_Data excerpt_:
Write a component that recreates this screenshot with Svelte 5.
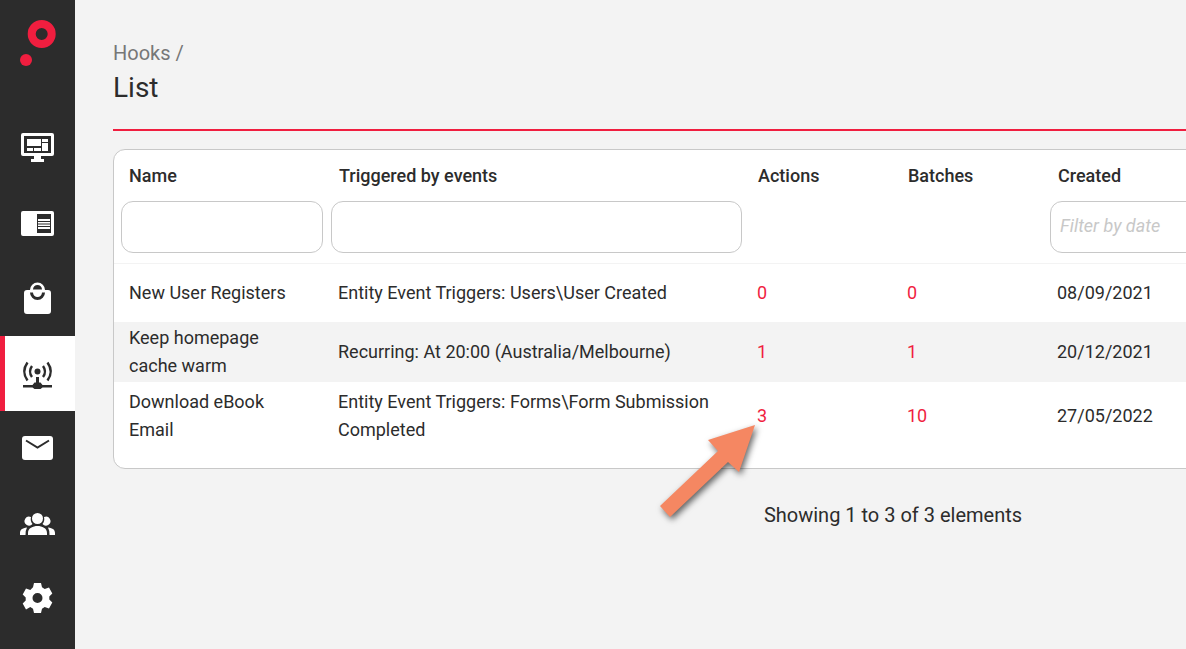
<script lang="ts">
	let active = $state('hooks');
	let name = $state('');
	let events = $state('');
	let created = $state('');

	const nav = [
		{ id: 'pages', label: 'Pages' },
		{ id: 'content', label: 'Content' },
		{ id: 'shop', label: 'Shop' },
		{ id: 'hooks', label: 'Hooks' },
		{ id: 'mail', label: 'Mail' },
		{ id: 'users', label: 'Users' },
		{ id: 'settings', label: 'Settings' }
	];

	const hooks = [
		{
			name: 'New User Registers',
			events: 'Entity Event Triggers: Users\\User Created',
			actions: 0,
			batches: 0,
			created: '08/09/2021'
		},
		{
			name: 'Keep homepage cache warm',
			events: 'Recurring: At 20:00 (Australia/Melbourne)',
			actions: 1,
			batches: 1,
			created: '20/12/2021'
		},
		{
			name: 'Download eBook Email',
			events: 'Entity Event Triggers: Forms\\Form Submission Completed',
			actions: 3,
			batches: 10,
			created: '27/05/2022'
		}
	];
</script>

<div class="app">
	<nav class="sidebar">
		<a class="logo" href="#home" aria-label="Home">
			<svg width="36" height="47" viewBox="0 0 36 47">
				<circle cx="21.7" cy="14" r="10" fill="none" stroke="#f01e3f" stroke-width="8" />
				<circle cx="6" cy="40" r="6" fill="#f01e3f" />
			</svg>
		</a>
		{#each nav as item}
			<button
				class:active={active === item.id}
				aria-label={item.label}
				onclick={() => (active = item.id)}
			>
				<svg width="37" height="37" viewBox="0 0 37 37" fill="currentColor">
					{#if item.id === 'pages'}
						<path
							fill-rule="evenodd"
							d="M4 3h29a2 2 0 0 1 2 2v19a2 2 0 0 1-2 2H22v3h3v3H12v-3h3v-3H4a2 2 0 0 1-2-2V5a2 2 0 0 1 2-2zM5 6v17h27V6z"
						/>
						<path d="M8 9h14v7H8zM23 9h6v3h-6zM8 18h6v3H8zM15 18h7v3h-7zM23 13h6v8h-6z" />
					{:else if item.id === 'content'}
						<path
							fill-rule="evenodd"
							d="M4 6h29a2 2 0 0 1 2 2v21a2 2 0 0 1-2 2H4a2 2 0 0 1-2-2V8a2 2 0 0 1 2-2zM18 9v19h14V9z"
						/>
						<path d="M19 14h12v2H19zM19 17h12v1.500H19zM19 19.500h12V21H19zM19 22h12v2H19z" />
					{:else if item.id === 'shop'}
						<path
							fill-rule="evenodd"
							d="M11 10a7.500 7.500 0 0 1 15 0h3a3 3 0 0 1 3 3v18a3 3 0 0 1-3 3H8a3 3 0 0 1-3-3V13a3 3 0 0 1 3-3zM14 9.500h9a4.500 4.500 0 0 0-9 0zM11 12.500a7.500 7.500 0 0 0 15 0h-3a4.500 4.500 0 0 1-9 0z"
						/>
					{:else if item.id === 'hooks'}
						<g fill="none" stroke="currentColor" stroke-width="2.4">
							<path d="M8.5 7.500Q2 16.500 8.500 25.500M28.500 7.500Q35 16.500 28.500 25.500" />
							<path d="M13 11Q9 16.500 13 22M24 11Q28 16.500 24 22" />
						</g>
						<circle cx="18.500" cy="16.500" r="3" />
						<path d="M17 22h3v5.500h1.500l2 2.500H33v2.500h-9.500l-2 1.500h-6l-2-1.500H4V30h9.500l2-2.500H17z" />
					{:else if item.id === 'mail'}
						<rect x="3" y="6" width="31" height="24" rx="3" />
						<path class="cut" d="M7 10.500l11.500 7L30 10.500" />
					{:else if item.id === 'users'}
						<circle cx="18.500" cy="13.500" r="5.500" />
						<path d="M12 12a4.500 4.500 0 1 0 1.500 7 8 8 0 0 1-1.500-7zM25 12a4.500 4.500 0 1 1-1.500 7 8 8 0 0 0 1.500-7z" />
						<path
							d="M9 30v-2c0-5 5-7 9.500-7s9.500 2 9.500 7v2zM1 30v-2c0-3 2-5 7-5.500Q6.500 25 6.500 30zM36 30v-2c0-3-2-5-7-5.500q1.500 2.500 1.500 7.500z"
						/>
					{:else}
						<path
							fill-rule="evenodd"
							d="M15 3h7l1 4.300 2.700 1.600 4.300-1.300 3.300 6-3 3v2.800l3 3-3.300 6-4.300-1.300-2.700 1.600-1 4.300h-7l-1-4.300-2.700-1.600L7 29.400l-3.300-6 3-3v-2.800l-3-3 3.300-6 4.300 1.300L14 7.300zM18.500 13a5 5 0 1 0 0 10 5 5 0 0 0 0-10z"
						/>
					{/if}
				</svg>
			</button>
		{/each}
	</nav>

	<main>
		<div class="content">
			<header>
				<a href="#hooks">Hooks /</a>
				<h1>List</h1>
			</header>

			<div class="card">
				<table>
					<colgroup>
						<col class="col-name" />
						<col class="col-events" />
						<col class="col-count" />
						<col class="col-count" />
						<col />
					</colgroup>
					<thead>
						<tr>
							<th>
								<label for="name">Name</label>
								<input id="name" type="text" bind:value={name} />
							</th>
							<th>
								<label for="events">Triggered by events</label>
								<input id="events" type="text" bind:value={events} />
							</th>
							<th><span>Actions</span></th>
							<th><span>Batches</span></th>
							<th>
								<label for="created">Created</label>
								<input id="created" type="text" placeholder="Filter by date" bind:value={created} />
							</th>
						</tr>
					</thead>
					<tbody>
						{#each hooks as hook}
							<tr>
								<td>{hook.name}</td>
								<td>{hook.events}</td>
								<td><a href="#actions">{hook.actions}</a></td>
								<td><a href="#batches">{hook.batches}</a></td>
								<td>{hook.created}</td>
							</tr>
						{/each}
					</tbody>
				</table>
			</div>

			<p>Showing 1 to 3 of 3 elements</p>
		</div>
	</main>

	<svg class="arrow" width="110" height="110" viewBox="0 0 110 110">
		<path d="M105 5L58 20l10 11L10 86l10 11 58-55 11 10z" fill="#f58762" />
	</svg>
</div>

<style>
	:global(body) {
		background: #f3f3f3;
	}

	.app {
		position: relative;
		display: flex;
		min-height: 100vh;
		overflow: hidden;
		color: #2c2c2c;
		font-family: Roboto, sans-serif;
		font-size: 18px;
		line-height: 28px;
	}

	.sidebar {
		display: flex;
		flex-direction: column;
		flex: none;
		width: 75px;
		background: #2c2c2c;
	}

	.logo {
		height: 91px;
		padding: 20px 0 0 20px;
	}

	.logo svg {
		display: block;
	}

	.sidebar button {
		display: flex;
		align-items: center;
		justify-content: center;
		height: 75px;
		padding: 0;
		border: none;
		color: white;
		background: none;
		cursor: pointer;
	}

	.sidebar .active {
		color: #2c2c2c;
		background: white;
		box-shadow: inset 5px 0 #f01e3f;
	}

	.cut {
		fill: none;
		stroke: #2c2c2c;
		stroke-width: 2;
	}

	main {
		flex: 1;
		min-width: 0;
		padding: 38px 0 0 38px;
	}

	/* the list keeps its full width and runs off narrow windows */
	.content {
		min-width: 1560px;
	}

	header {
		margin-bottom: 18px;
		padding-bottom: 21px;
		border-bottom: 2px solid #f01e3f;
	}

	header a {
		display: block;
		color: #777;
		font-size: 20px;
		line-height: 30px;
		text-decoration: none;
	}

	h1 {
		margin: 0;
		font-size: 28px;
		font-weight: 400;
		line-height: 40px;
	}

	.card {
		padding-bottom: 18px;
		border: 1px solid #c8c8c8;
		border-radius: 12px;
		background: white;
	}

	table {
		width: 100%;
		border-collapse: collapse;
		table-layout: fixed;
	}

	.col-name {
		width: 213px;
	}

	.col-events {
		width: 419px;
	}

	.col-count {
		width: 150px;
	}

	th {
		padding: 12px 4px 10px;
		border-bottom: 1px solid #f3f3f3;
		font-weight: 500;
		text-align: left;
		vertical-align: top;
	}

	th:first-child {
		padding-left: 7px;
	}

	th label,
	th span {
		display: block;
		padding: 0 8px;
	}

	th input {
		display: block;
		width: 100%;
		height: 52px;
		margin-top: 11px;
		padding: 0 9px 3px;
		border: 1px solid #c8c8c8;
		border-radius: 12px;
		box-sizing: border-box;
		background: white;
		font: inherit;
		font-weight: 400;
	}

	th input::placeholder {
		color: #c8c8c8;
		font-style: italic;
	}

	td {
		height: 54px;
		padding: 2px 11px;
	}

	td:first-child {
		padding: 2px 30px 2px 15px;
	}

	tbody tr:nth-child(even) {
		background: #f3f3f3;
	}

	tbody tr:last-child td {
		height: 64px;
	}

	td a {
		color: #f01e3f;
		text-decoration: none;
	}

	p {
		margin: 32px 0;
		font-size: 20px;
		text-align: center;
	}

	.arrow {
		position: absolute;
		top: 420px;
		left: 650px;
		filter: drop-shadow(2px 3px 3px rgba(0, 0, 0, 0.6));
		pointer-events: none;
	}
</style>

_Objective_:
Without the pictures, please reproduce each line of the listing above exactly, from the first one through the line bearing "let created = $state('');".

_Exercise result_:
Write a component that recreates this screenshot with Svelte 5.
<script lang="ts">
	let active = $state('hooks');
	let name = $state('');
	let events = $state('');
	let created = $state('');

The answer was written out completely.